I acted like I would be quitting my job—even though I had no conviction that I would. I strategized with my company-appointed career coach. I met with a financial advisor. I took job interviews, not because I wanted a new role, but to prove to myself that I could re-enter the workforce again if it came to that. I mapped out my budget in detail, looking at monthly expenses and projecting out a realistic runway. I lowered my cost of living and maximized flexibility. I scheduled all my doctor’s appointments. I did The Artist’s Way. Twice!
Over a year, I put everything in place so I could leave my job. But I still didn’t believe I’d actually do it.
•••
I’ve written a lot here about my religious and romantic deconstructions, but not much about my relationship with the corporate world. In fact, I’ve taken pains to hide my regrettable “girlboss” era, circa 2017, and its particular brand of bootstraps feminism, but there are signs.
I’ve been working since high school when I got a job cleaning crockpots at the local body wrap spa. I don’t have the time to unpack that sentence and, trust me, neither do you.

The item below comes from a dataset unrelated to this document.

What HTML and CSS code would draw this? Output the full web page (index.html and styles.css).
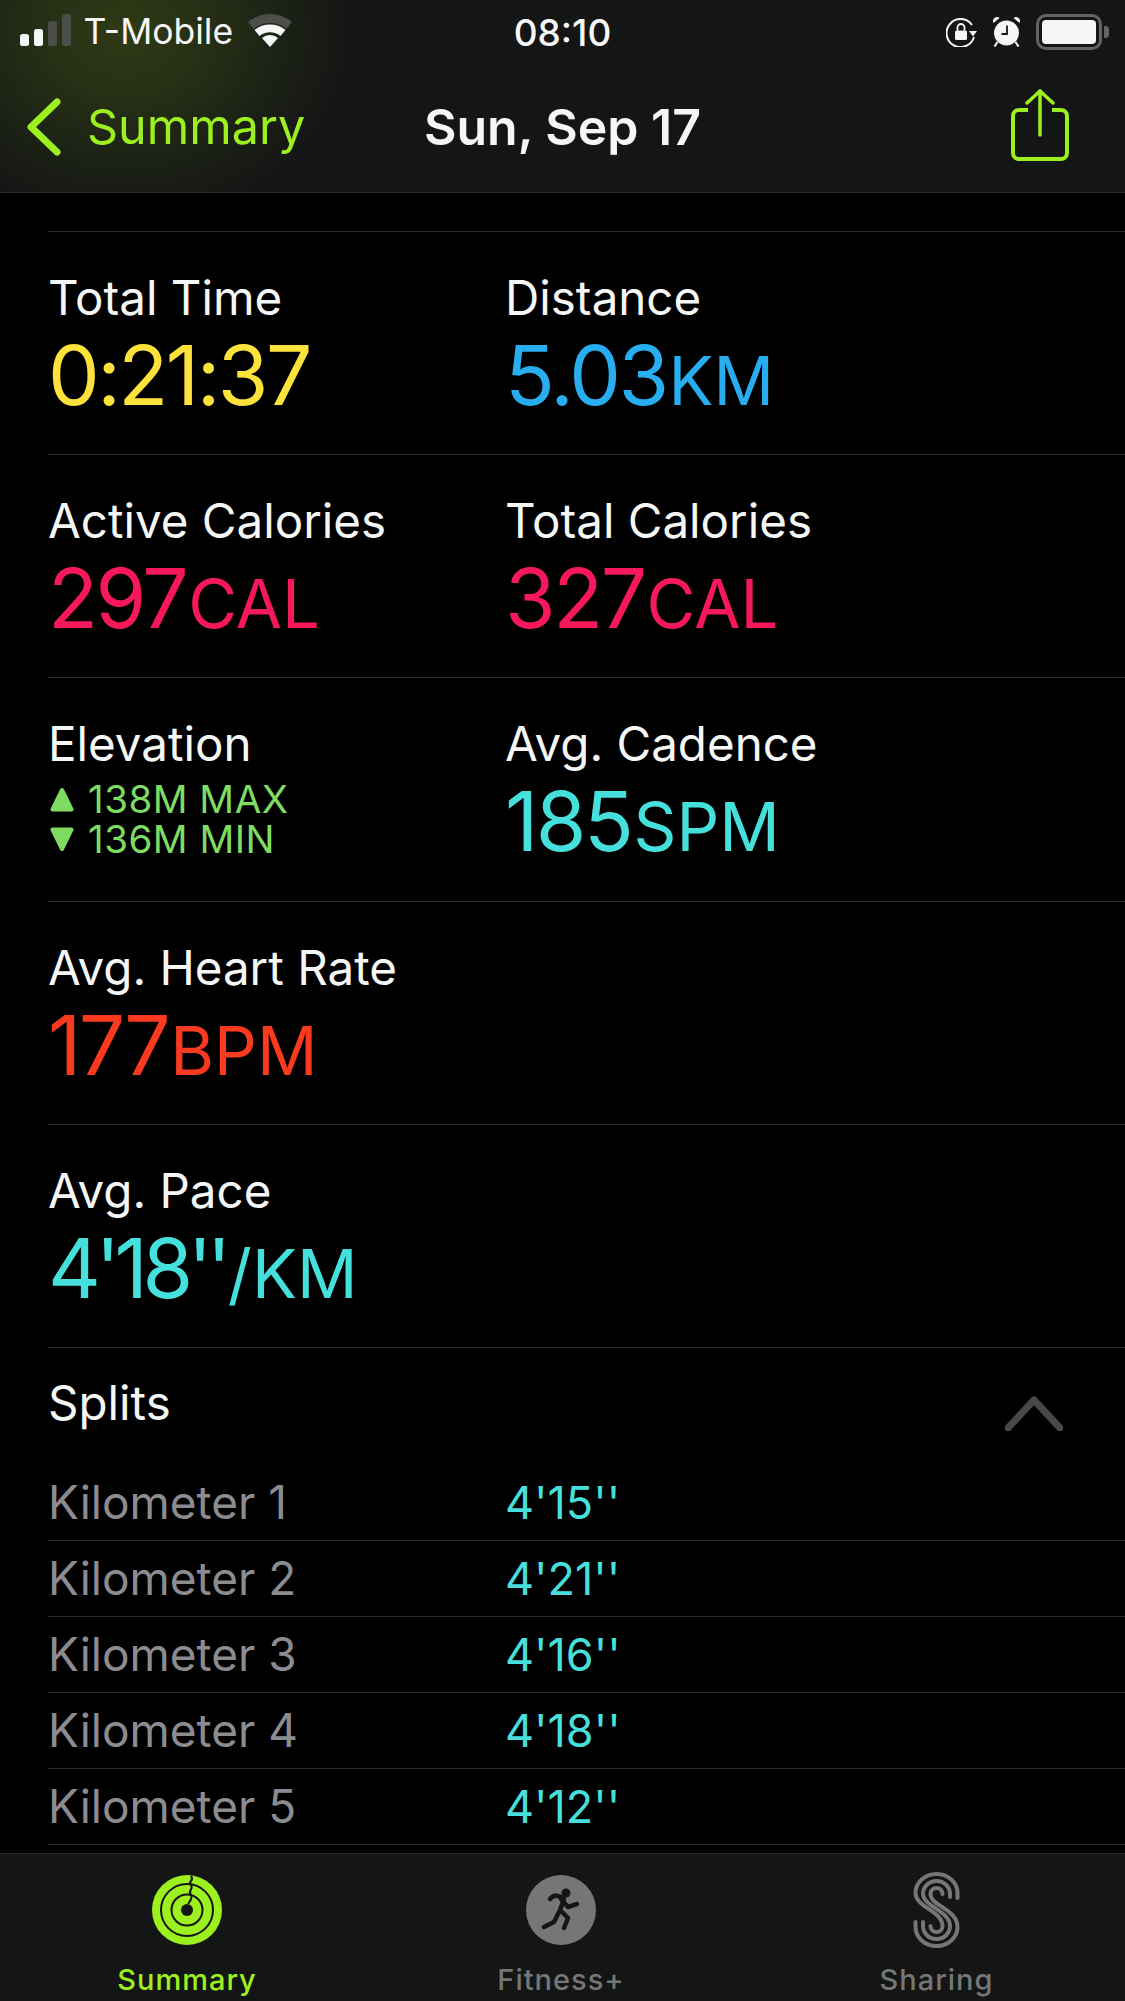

I went to college on an academic scholarship and worked part-time. After I graduated, I took my first full-time job at a nonprofit where I made $21k/year, too excited by the word “thousand” to really comprehend that it didn’t constitute a living wage, even in Texas in 2014.
From there, I made my way through various marketing jobs and Zara blazers until I somewhat unintentionally broke into the tech industry. As someone who has historically been driven by recognition and achievement, corporate culture was like catnip to me. I liked being good at something and I liked being recognized and rewarded for it.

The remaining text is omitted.